Employer pays the rent (s.783BN)
If the property income is paid by your employer (or your employer's spouse or civil partner) to you, the allowance is unavailable. This exclusion catches the common arrangement where an employee lets a room in their home to their employer for use as a home office and charges rent. That income is outside Part 6A. Tax it as property income under the normal rules (actual expenses only).
Partnership pays the rent (s.783BO)
Where the income is paid by a firm (partnership) of which you are a partner, or connected with a partner, the allowance does not apply. A landlord who is also a partner in the firm that occupies their property cannot shelter that rental income behind the property allowance.
Close company pays the rent (s.783BP)
Where income is paid by a close company in which you are a participator or associate, the allowance is blocked. A close company is broadly one controlled by five or fewer participators. This catches the common structure where a landlord's personal or family limited company pays rent to the shareholder-director for use of space. The allowance is unavailable; compute tax on the actual profit in the usual way.
Rent-a-room interaction (s.783BM)
Section 783BM prevents Part 6A Chapter 2 relief from applying to income already within the rent-a-room relief regime. The two reliefs are separate regimes and cannot be claimed on the same income. However, they can apply simultaneously to different income sources: rent-a-room on the lodger income from a room in your main home, and the property allowance (or actual expenses) on a separate BTL property. The exclusion in s.783BM only bites where the same income would otherwise qualify under both regimes.

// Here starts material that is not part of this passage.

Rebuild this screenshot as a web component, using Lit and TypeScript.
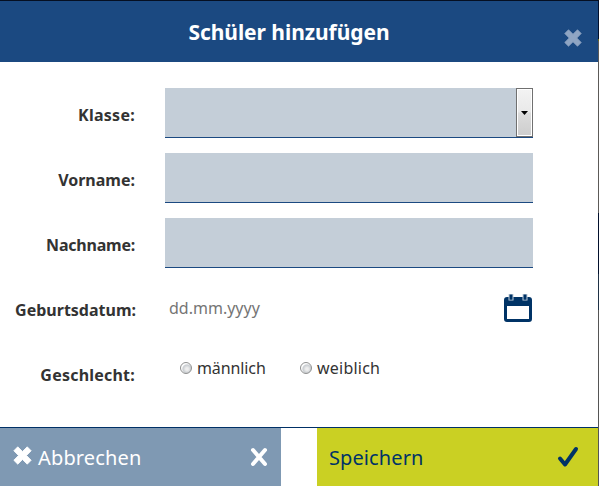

The partial relief election in practice
The election is made on your Self Assessment tax return. There is no separate form or notification to HMRC. You simply compute your taxable profit using the £1,000 deduction rather than your actual expenses. The SA software (or your accountant) reflects this in the property pages of the return.
The deadline for making the election is the first anniversary of the normal SA filing date (s.783BK). For 2024/25 returns (filing deadline 31 January 2026), the election deadline is 31 January 2027. You can amend a submitted return within the same window if you realise after filing that partial relief would have been better.
There is no election for full relief: it operates automatically when the income threshold is met. And there is no penalty for not electing partial relief: if your income exceeds £1,000 and you simply file on actual expenses without electing, HMRC accepts that.
Property types covered by the allowance
The allowance applies to all income from a UK property business and an overseas property business (as defined in Part 6A). This includes:
- Residential lettings (buy-to-let properties)
- Garages, parking spaces, and storage units
- Ground rent income where taxed as property income
- Holiday lets and short-term lettings (where the FHL regime no longer applies from April 2025; this income is now treated as ordinary property business income)
The allowance does not apply to income that is already covered by a separate statutory regime which provides its own relief, such as rent-a-room (s.783BM). It also does not apply to income from property held through a company (company rental income is outside Part 6A, which applies to individuals only).
For former FHL landlords: the furnished holiday letting regime was abolished from 6 April 2025. Income from short-term holiday lets is now taxed as ordinary property business income. The property allowance should therefore be available on that income from 2025/26 onwards. HMRC has not published explicit guidance on this specific point at the date of writing; seek advice if your property income includes former FHL income and you want certainty before relying on the allowance.